Eudaemonia is also a term which is used in religion, and it is mostly referred to as conception
of what it means to be a better person.
   Eudaemonia revolves around human flourishing or living well. It is an orientation towards a
better good [6].
   Hedonia and eudaemonia relate to different experiences, as described above. People that
pursue both eudaemonia and hedonia, have a better picture of well-being compared to people
that pursue one or another. Hedonia is related to carefreeness, positive affects and very low
negative affects, while eudaemonia is related to meaning and elevation. Most people have
both, eudaemonic and hedonic needs, but for the purpose of this study, we will be doing
an oversimplification regarding separating people with hedonic tendencies and people with
eudaemonic tendencies [6]. People that tend to have better eudaemonic tendencies, tend to seek
for a deeper meaning in most of the things in their lives, while people with hedonic tendencies
tend to seek pleasure and fun in life – without a deeper meaning included.

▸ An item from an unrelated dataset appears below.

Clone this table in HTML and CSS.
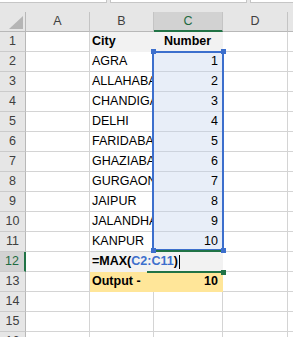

Based on the definitions of hedonism and eudaemonia we are going to propose a definition of
eudaemonia and hedonism in song lyrics.
Songs that have a deeper meaning, or that make someone question everything on a deeper level
are going to be categorized as eudaemonic songs.
Songs that don’t have a deeper meaning, but are rather based on different pleasures, enjoying
life, and not digging deep for a different meaning are going to be categorized as hedonic songs.
   A current problem, that this work will be dealing with, is the lack of methods for automatic
recognition of hedonic and eudaemonic qualities in songs. There have been many studies that
dealt with music recognition from song lyrics before, as shown by Malheiro et al. [4], but none
of them went as far as to explore the hedonic and eudaemonic qualities of song lyrics.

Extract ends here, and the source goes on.